Il porta sa main gantée à la chaîne qui pendait à son cou. Là, enveloppée de soie dans une petite poche de cuir, il sentit la forme solide, l’étrange chaleur de la matrice qu’il portait. La « pierre-étoile », comme l’appelait Reidel, et qui lui avait été donnée après qu’il eut appris à la maîtriser et à l’utiliser, vibrait en harmonie avec son esprit si bien que seul un Ténébrosien – et télépathe du Comyn – pouvait jamais comprendre. Une longue initiation lui avait appris à amplifier les forces magnétiques de son cerveau à l’aide de la curieuse structure cristalline de la pierre. À présent, son esprit se calmait au simple contact de la matrice : c’était le résultat de la longue discipline à laquelle on soumettait les télépathes supérieurement formés.

Raisonnons, se dit-elle. Chaque chose en son temps.

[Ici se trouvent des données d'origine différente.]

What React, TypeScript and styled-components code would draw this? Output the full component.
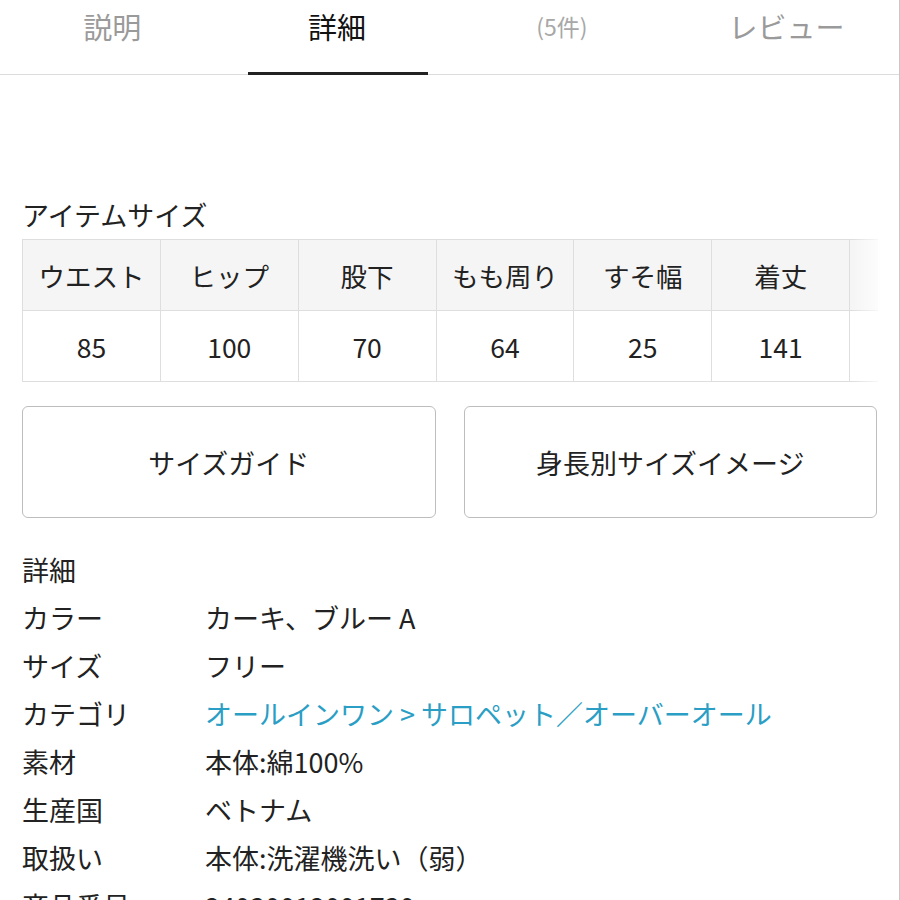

Comme son inquiétude diminuait, il sentit son pouls paisible et la lente euphorie indiquant que son cerveau venait de se mettre à fonctionner au rythme de base, ou rythme « de repos ». Flottant au-dessus de lui-même, il profita de ce moment de répit pour prendre en considération ses craintes et celles de Reidel avec objectivité. Il fallait y réfléchir, bien sûr, mais calmement, sans se baser sur des histoires confuses, et pas en chevauchant. C’était un problème à sonder systématiquement, à partir de faits plutôt que de frayeurs, d’événements plutôt que de commérages.